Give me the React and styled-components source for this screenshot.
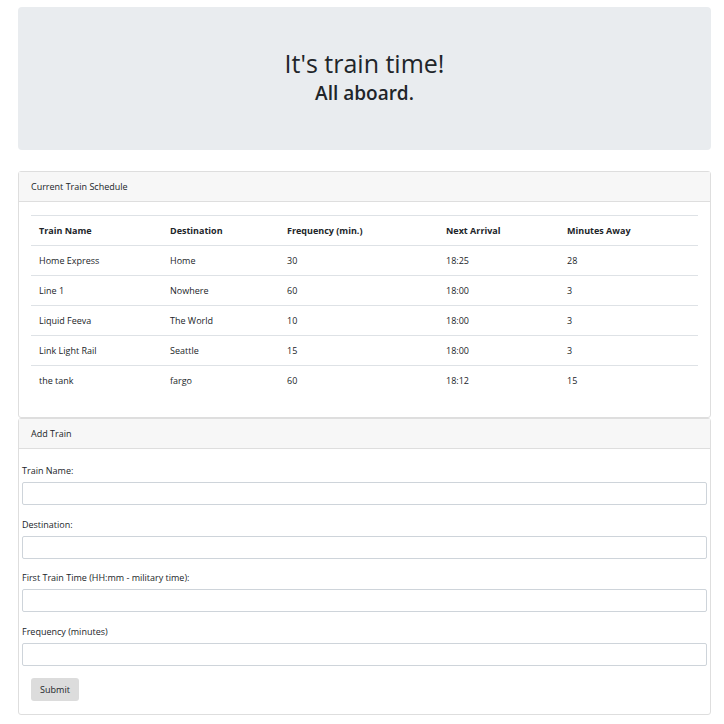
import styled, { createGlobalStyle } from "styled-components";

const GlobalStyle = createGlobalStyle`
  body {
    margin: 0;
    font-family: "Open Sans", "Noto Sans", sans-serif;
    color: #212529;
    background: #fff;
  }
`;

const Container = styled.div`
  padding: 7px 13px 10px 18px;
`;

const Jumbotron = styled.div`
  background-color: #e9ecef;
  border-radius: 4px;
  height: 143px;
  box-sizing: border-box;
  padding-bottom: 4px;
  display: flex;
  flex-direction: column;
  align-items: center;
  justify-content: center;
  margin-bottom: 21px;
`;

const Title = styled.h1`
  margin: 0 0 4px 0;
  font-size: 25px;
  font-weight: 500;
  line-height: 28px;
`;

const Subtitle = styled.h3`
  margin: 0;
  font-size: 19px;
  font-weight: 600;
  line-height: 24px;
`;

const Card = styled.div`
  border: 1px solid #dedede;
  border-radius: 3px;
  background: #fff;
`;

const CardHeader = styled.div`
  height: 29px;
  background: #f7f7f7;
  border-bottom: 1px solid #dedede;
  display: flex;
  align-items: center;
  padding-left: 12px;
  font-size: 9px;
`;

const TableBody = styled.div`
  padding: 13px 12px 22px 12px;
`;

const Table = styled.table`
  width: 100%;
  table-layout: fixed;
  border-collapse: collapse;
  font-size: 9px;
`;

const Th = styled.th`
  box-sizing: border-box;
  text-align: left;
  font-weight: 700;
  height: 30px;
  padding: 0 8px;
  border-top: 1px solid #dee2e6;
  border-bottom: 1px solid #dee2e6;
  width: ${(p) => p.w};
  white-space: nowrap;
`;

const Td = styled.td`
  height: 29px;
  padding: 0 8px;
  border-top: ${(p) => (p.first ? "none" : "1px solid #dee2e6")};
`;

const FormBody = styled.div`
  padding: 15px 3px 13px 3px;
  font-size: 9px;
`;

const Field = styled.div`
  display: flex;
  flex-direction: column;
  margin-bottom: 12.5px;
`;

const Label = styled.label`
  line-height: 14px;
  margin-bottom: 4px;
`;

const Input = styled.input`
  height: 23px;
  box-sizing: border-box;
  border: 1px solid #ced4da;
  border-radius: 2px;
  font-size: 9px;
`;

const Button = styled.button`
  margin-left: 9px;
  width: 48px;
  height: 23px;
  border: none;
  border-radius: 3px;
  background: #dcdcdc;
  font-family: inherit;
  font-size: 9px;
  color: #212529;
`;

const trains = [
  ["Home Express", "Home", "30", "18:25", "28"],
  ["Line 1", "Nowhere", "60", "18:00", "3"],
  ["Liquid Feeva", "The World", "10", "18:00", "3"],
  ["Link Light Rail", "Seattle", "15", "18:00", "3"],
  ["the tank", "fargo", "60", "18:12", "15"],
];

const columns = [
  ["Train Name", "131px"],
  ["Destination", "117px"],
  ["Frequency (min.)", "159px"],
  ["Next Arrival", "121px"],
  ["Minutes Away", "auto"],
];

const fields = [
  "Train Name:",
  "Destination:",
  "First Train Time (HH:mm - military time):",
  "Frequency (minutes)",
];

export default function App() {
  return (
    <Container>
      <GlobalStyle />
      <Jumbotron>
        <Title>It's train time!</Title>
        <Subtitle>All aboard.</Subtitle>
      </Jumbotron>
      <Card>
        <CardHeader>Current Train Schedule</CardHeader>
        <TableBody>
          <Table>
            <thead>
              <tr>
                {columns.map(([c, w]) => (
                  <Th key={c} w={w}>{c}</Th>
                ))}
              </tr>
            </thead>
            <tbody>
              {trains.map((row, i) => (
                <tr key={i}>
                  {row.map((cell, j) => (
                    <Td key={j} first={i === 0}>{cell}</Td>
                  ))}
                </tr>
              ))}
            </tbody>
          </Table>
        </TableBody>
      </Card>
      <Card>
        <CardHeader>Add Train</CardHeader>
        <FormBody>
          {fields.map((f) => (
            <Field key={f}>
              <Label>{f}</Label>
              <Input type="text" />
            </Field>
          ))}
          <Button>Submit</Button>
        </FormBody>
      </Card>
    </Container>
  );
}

▶ PROBLEM DESCRIPTION
Reproduce every line exactly and omit all pictures.

▶ RESULT
Give me the React and styled-components source for this screenshot.
import styled, { createGlobalStyle } from "styled-components";

const GlobalStyle = createGlobalStyle`
  body {
    margin: 0;
    font-family: "Open Sans", "Noto Sans", sans-serif;
    color: #212529;
    background: #fff;
  }
`;

const Container = styled.div`
  padding: 7px 13px 10px 18px;
`;

const Jumbotron = styled.div`
  background-color: #e9ecef;
  border-radius: 4px;
  height: 143px;
  box-sizing: border-box;
  padding-bottom: 4px;
  display: flex;
  flex-direction: column;
  align-items: center;
  justify-content: center;
  margin-bottom: 21px;
`;

const Title = styled.h1`
  margin: 0 0 4px 0;
  font-size: 25px;
  font-weight: 500;
  line-height: 28px;
`;

const Subtitle = styled.h3`
  margin: 0;
  font-size: 19px;
  font-weight: 600;
  line-height: 24px;
`;

const Card = styled.div`
  border: 1px solid #dedede;
  border-radius: 3px;
  background: #fff;
`;

const CardHeader = styled.div`
  height: 29px;
  background: #f7f7f7;
  border-bottom: 1px solid #dedede;
  display: flex;
  align-items: center;
  padding-left: 12px;
  font-size: 9px;
`;

const TableBody = styled.div`
  padding: 13px 12px 22px 12px;
`;

const Table = styled.table`
  width: 100%;
  table-layout: fixed;
  border-collapse: collapse;
  font-size: 9px;
`;

const Th = styled.th`
  box-sizing: border-box;
  text-align: left;
  font-weight: 700;
  height: 30px;
  padding: 0 8px;
  border-top: 1px solid #dee2e6;
  border-bottom: 1px solid #dee2e6;
  width: ${(p) => p.w};
  white-space: nowrap;
`;

const Td = styled.td`
  height: 29px;
  padding: 0 8px;
  border-top: ${(p) => (p.first ? "none" : "1px solid #dee2e6")};
`;

const FormBody = styled.div`
  padding: 15px 3px 13px 3px;
  font-size: 9px;
`;

const Field = styled.div`
  display: flex;
  flex-direction: column;
  margin-bottom: 12.5px;
`;

const Label = styled.label`
  line-height: 14px;
  margin-bottom: 4px;
`;

const Input = styled.input`
  height: 23px;
  box-sizing: border-box;
  border: 1px solid #ced4da;
  border-radius: 2px;
  font-size: 9px;
`;

const Button = styled.button`
  margin-left: 9px;
  width: 48px;
  height: 23px;
  border: none;
  border-radius: 3px;
  background: #dcdcdc;
  font-family: inherit;
  font-size: 9px;
  color: #212529;
`;

const trains = [
  ["Home Express", "Home", "30", "18:25", "28"],
  ["Line 1", "Nowhere", "60", "18:00", "3"],
  ["Liquid Feeva", "The World", "10", "18:00", "3"],
  ["Link Light Rail", "Seattle", "15", "18:00", "3"],
  ["the tank", "fargo", "60", "18:12", "15"],
];

const columns = [
  ["Train Name", "131px"],
  ["Destination", "117px"],
  ["Frequency (min.)", "159px"],
  ["Next Arrival", "121px"],
  ["Minutes Away", "auto"],
];

const fields = [
  "Train Name:",
  "Destination:",
  "First Train Time (HH:mm - military time):",
  "Frequency (minutes)",
];

export default function App() {
  return (
    <Container>
      <GlobalStyle />
      <Jumbotron>
        <Title>It's train time!</Title>
        <Subtitle>All aboard.</Subtitle>
      </Jumbotron>
      <Card>
        <CardHeader>Current Train Schedule</CardHeader>
        <TableBody>
          <Table>
            <thead>
              <tr>
                {columns.map(([c, w]) => (
                  <Th key={c} w={w}>{c}</Th>
                ))}
              </tr>
            </thead>
            <tbody>
              {trains.map((row, i) => (
                <tr key={i}>
                  {row.map((cell, j) => (
                    <Td key={j} first={i === 0}>{cell}</Td>
                  ))}
                </tr>
              ))}
            </tbody>
          </Table>
        </TableBody>
      </Card>
      <Card>
        <CardHeader>Add Train</CardHeader>
        <FormBody>
          {fields.map((f) => (
            <Field key={f}>
              <Label>{f}</Label>
              <Input type="text" />
            </Field>
          ))}
          <Button>Submit</Button>
        </FormBody>
      </Card>
    </Container>
  );
}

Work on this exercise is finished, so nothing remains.